RAW DATA
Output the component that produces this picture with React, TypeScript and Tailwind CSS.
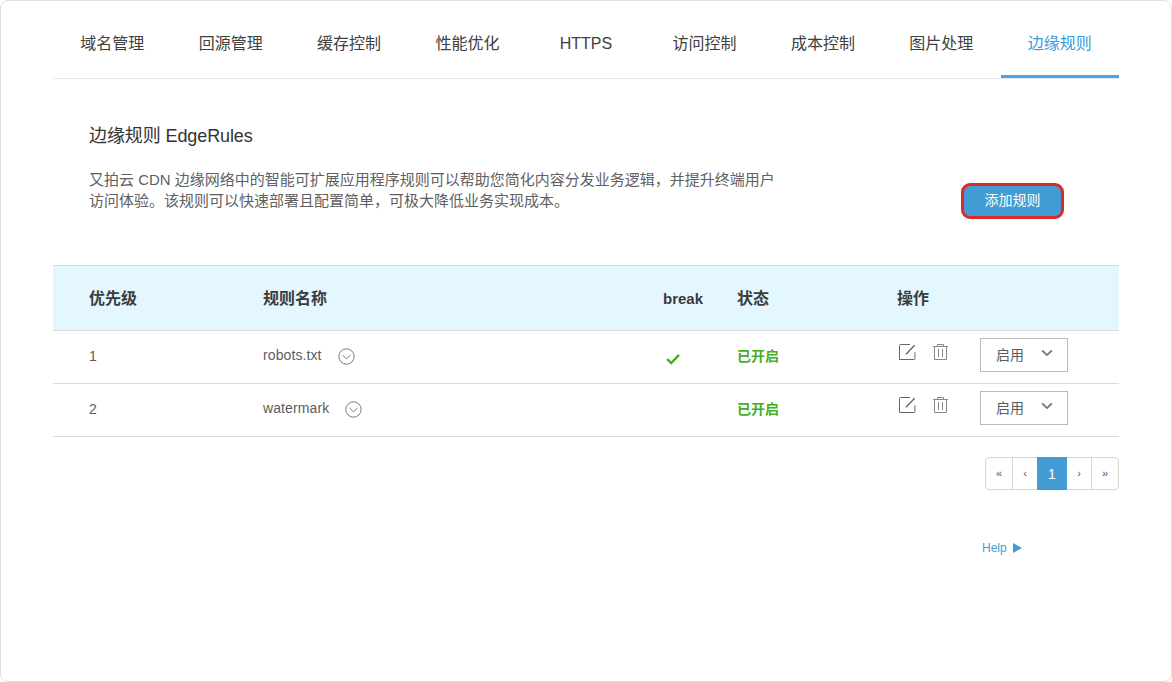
import { useState } from 'react';

// ── Data ─────────────────────────────────────────────────────────────────────

interface Rule {
    priority: number;
    name: string;
    isBreak: boolean;
    status: string;
}

const TABS = ['域名管理', '回源管理', '缓存控制', '性能优化', 'HTTPS', '访问控制', '成本控制', '图片处理', '边缘规则'];

const RULES: Rule[] = [
    { priority: 1, name: 'robots.txt', isBreak: true, status: '已开启' },
    { priority: 2, name: 'watermark', isBreak: false, status: '已开启' },
];

const COLUMNS = 'grid grid-cols-[174px_400px_74px_160px_1fr] pl-9';

// ── Icons ────────────────────────────────────────────────────────────────────

function ExpandIcon() {
    return (
        <svg className="w-[17px] h-[17px]" viewBox="0 0 17 17" fill="none" stroke="#6b6b6b">
            <circle cx="8.5" cy="8.5" r="7.7" strokeWidth="0.9" />
            <path d="M4.5 7l4 3.8L12.5 7" strokeWidth="0.9" />
        </svg>
    );
}

function CheckIcon() {
    return (
        <svg className="w-[14px] h-[12px]" viewBox="0 0 14 12" fill="none" stroke="#45ae22" strokeWidth="2.4">
            <path d="M1.2 6l4 4L13 1.8" />
        </svg>
    );
}

function EditIcon() {
    return (
        <svg className="w-[17px] h-[17px]" viewBox="0 0 17 17" fill="none" stroke="#666" strokeWidth="1">
            <path d="M11 .5H1.5a1 1 0 0 0-1 1v14h14.5a.9.9 0 0 0 .9-.9V8.2" />
            <path d="M7 10.2L15.6 1.3" strokeWidth="1.4" />
        </svg>
    );
}

function TrashIcon() {
    return (
        <svg className="w-[15px] h-[17px]" viewBox="0 0 15 17" fill="none" stroke="#888" strokeWidth="1">
            <path d="M0 2.5h15M4.5 2.5v-2h6v2M1.5 2.5v13h12v-13" />
            <path d="M5.5 5v8M9.5 5v8" />
        </svg>
    );
}

function ArrowIcon() {
    return (
        <svg className="w-[12px] h-[8px]" viewBox="0 0 12 8" fill="none" stroke="#777" strokeWidth="1.8">
            <path d="M1.2 1.5L6 6.1l4.8-4.6" />
        </svg>
    );
}

// ── Table row ────────────────────────────────────────────────────────────────

function RuleRow({ rule }: { rule: Rule }) {
    return (
        <div className={`${COLUMNS} h-[53px] border-b border-[#dcdcdc] text-sm leading-5 text-[#5c5c5c]`}>
            <span className="pt-[15px]">{rule.priority}</span>
            <div className="flex items-start pt-[14px]">
                <span className="tracking-[0.1px]">{rule.name}</span>
                <button className="ml-4 mt-[3px]"><ExpandIcon /></button>
            </div>
            <div className="pl-[3px] pt-[22px]">{rule.isBreak && <CheckIcon />}</div>
            <span className="pt-[15px] font-bold text-[#45ae22]">{rule.status}</span>
            <div className="flex items-start pl-[2px]">
                <button className="mt-[13px]"><EditIcon /></button>
                <button className="ml-[17px] mt-[13px]"><TrashIcon /></button>
                <button className="ml-[32px] mt-[7px] flex h-[34px] w-[88px] items-center justify-between border border-[#bbb] pl-[15px] pr-[14px]">
                    <span>启用</span>
                    <span className="-mt-[5px]"><ArrowIcon /></span>
                </button>
            </div>
        </div>
    );
}

// ── Page ─────────────────────────────────────────────────────────────────────

export default function App() {
    const [activeTab, setActiveTab] = useState('边缘规则');

    return (
        <div className="h-[682px] w-[1172px] rounded-lg border border-[#dfdfdf] bg-white px-[52px] font-['Liberation_Sans','Noto_Sans_CJK_SC',sans-serif]">
            <nav className="grid h-[78px] grid-cols-9 border-b border-[#e6e6ec]">
                {TABS.map(tab => (
                    <button
                        key={tab}
                        onClick={() => setActiveTab(tab)}
                        className={`border-b-[3px] pb-[5px] pt-[17px] text-base leading-[52px] ${
                            activeTab === tab
                                ? 'border-[#4ea3e6] text-[#3b99e0]'
                                : 'border-transparent text-[#404040]'
                        }`}
                    >
                        {tab}
                    </button>
                ))}
            </nav>

            <section className="flex h-[186px] justify-between pl-9 pr-[55px]">
                <div className="pt-[44px]">
                    <h1 className="text-[18px] leading-[26px] tracking-[-0.1px] text-[#333]">边缘规则 EdgeRules</h1>
                    <p className="mt-[20px] w-[690px] text-[15px] leading-[21px] text-[#606060]">
                        又拍云 CDN 边缘网络中的智能可扩展应用程序规则可以帮助您简化内容分发业务逻辑，并提升终端用户
                        <br />
                        访问体验。该规则可以快速部署且配置简单，可极大降低业务实现成本。
                    </p>
                </div>
                <button className="mt-[104px] h-[36px] w-[103px] rounded-[9px] border-[3px] border-[#dd2a25] bg-[#429bd3] pb-[2px] text-sm text-white">
                    添加规则
                </button>
            </section>

            <section>
                <div className={`${COLUMNS} h-[66px] items-center border-y border-[#dcdcdc] bg-[#e4f7ff] pt-[2px] text-base font-bold text-[#3c3c3c]`}>
                    <span>优先级</span>
                    <span>规则名称</span>
                    <span className="text-[15px]">break</span>
                    <span>状态</span>
                    <span>操作</span>
                </div>
                {RULES.map(rule => <RuleRow key={rule.priority} rule={rule} />)}
            </section>

            <div className="mt-5 flex justify-end">
                <div className="flex h-[33px] rounded border border-[#d6d6d6] text-[11px] text-[#555]">
                    <button className="w-[27px] border-r border-[#d6d6d6]">«</button>
                    <button className="w-[24px]">‹</button>
                    <button className="-my-px w-[30px] bg-[#429bd3] text-sm text-white">1</button>
                    <button className="w-[25px] border-r border-[#d6d6d6]">›</button>
                    <button className="w-[26px]">»</button>
                </div>
            </div>

            <a className="ml-[929px] mt-[49px] flex items-center gap-[6px] text-xs leading-[18px] text-[#429bd3]">
                Help
                <svg className="h-[10px] w-[9px]" viewBox="0 0 9 10" fill="#429bd3">
                    <path d="M0 0l9 5-9 5z" />
                </svg>
            </a>
        </div>
    );
}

REQUEST
Write out the material above again, word for word, minus its pictures.

FULL RESPONSE
Output the component that produces this picture with React, TypeScript and Tailwind CSS.
import { useState } from 'react';

// ── Data ─────────────────────────────────────────────────────────────────────

interface Rule {
    priority: number;
    name: string;
    isBreak: boolean;
    status: string;
}

const TABS = ['域名管理', '回源管理', '缓存控制', '性能优化', 'HTTPS', '访问控制', '成本控制', '图片处理', '边缘规则'];

const RULES: Rule[] = [
    { priority: 1, name: 'robots.txt', isBreak: true, status: '已开启' },
    { priority: 2, name: 'watermark', isBreak: false, status: '已开启' },
];

const COLUMNS = 'grid grid-cols-[174px_400px_74px_160px_1fr] pl-9';

// ── Icons ────────────────────────────────────────────────────────────────────

function ExpandIcon() {
    return (
        <svg className="w-[17px] h-[17px]" viewBox="0 0 17 17" fill="none" stroke="#6b6b6b">
            <circle cx="8.5" cy="8.5" r="7.7" strokeWidth="0.9" />
            <path d="M4.5 7l4 3.8L12.5 7" strokeWidth="0.9" />
        </svg>
    );
}

function CheckIcon() {
    return (
        <svg className="w-[14px] h-[12px]" viewBox="0 0 14 12" fill="none" stroke="#45ae22" strokeWidth="2.4">
            <path d="M1.2 6l4 4L13 1.8" />
        </svg>
    );
}

function EditIcon() {
    return (
        <svg className="w-[17px] h-[17px]" viewBox="0 0 17 17" fill="none" stroke="#666" strokeWidth="1">
            <path d="M11 .5H1.5a1 1 0 0 0-1 1v14h14.5a.9.9 0 0 0 .9-.9V8.2" />
            <path d="M7 10.2L15.6 1.3" strokeWidth="1.4" />
        </svg>
    );
}

function TrashIcon() {
    return (
        <svg className="w-[15px] h-[17px]" viewBox="0 0 15 17" fill="none" stroke="#888" strokeWidth="1">
            <path d="M0 2.5h15M4.5 2.5v-2h6v2M1.5 2.5v13h12v-13" />
            <path d="M5.5 5v8M9.5 5v8" />
        </svg>
    );
}

function ArrowIcon() {
    return (
        <svg className="w-[12px] h-[8px]" viewBox="0 0 12 8" fill="none" stroke="#777" strokeWidth="1.8">
            <path d="M1.2 1.5L6 6.1l4.8-4.6" />
        </svg>
    );
}

// ── Table row ────────────────────────────────────────────────────────────────

function RuleRow({ rule }: { rule: Rule }) {
    return (
        <div className={`${COLUMNS} h-[53px] border-b border-[#dcdcdc] text-sm leading-5 text-[#5c5c5c]`}>
            <span className="pt-[15px]">{rule.priority}</span>
            <div className="flex items-start pt-[14px]">
                <span className="tracking-[0.1px]">{rule.name}</span>
                <button className="ml-4 mt-[3px]"><ExpandIcon /></button>
            </div>
            <div className="pl-[3px] pt-[22px]">{rule.isBreak && <CheckIcon />}</div>
            <span className="pt-[15px] font-bold text-[#45ae22]">{rule.status}</span>
            <div className="flex items-start pl-[2px]">
                <button className="mt-[13px]"><EditIcon /></button>
                <button className="ml-[17px] mt-[13px]"><TrashIcon /></button>
                <button className="ml-[32px] mt-[7px] flex h-[34px] w-[88px] items-center justify-between border border-[#bbb] pl-[15px] pr-[14px]">
                    <span>启用</span>
                    <span className="-mt-[5px]"><ArrowIcon /></span>
                </button>
            </div>
        </div>
    );
}

// ── Page ─────────────────────────────────────────────────────────────────────

export default function App() {
    const [activeTab, setActiveTab] = useState('边缘规则');

    return (
        <div className="h-[682px] w-[1172px] rounded-lg border border-[#dfdfdf] bg-white px-[52px] font-['Liberation_Sans','Noto_Sans_CJK_SC',sans-serif]">
            <nav className="grid h-[78px] grid-cols-9 border-b border-[#e6e6ec]">
                {TABS.map(tab => (
                    <button
                        key={tab}
                        onClick={() => setActiveTab(tab)}
                        className={`border-b-[3px] pb-[5px] pt-[17px] text-base leading-[52px] ${
                            activeTab === tab
                                ? 'border-[#4ea3e6] text-[#3b99e0]'
                                : 'border-transparent text-[#404040]'
                        }`}
                    >
                        {tab}
                    </button>
                ))}
            </nav>

            <section className="flex h-[186px] justify-between pl-9 pr-[55px]">
                <div className="pt-[44px]">
                    <h1 className="text-[18px] leading-[26px] tracking-[-0.1px] text-[#333]">边缘规则 EdgeRules</h1>
                    <p className="mt-[20px] w-[690px] text-[15px] leading-[21px] text-[#606060]">
                        又拍云 CDN 边缘网络中的智能可扩展应用程序规则可以帮助您简化内容分发业务逻辑，并提升终端用户
                        <br />
                        访问体验。该规则可以快速部署且配置简单，可极大降低业务实现成本。
                    </p>
                </div>
                <button className="mt-[104px] h-[36px] w-[103px] rounded-[9px] border-[3px] border-[#dd2a25] bg-[#429bd3] pb-[2px] text-sm text-white">
                    添加规则
                </button>
            </section>

            <section>
                <div className={`${COLUMNS} h-[66px] items-center border-y border-[#dcdcdc] bg-[#e4f7ff] pt-[2px] text-base font-bold text-[#3c3c3c]`}>
                    <span>优先级</span>
                    <span>规则名称</span>
                    <span className="text-[15px]">break</span>
                    <span>状态</span>
                    <span>操作</span>
                </div>
                {RULES.map(rule => <RuleRow key={rule.priority} rule={rule} />)}
            </section>

            <div className="mt-5 flex justify-end">
                <div className="flex h-[33px] rounded border border-[#d6d6d6] text-[11px] text-[#555]">
                    <button className="w-[27px] border-r border-[#d6d6d6]">«</button>
                    <button className="w-[24px]">‹</button>
                    <button className="-my-px w-[30px] bg-[#429bd3] text-sm text-white">1</button>
                    <button className="w-[25px] border-r border-[#d6d6d6]">›</button>
                    <button className="w-[26px]">»</button>
                </div>
            </div>

            <a className="ml-[929px] mt-[49px] flex items-center gap-[6px] text-xs leading-[18px] text-[#429bd3]">
                Help
                <svg className="h-[10px] w-[9px]" viewBox="0 0 9 10" fill="#429bd3">
                    <path d="M0 0l9 5-9 5z" />
                </svg>
            </a>
        </div>
    );
}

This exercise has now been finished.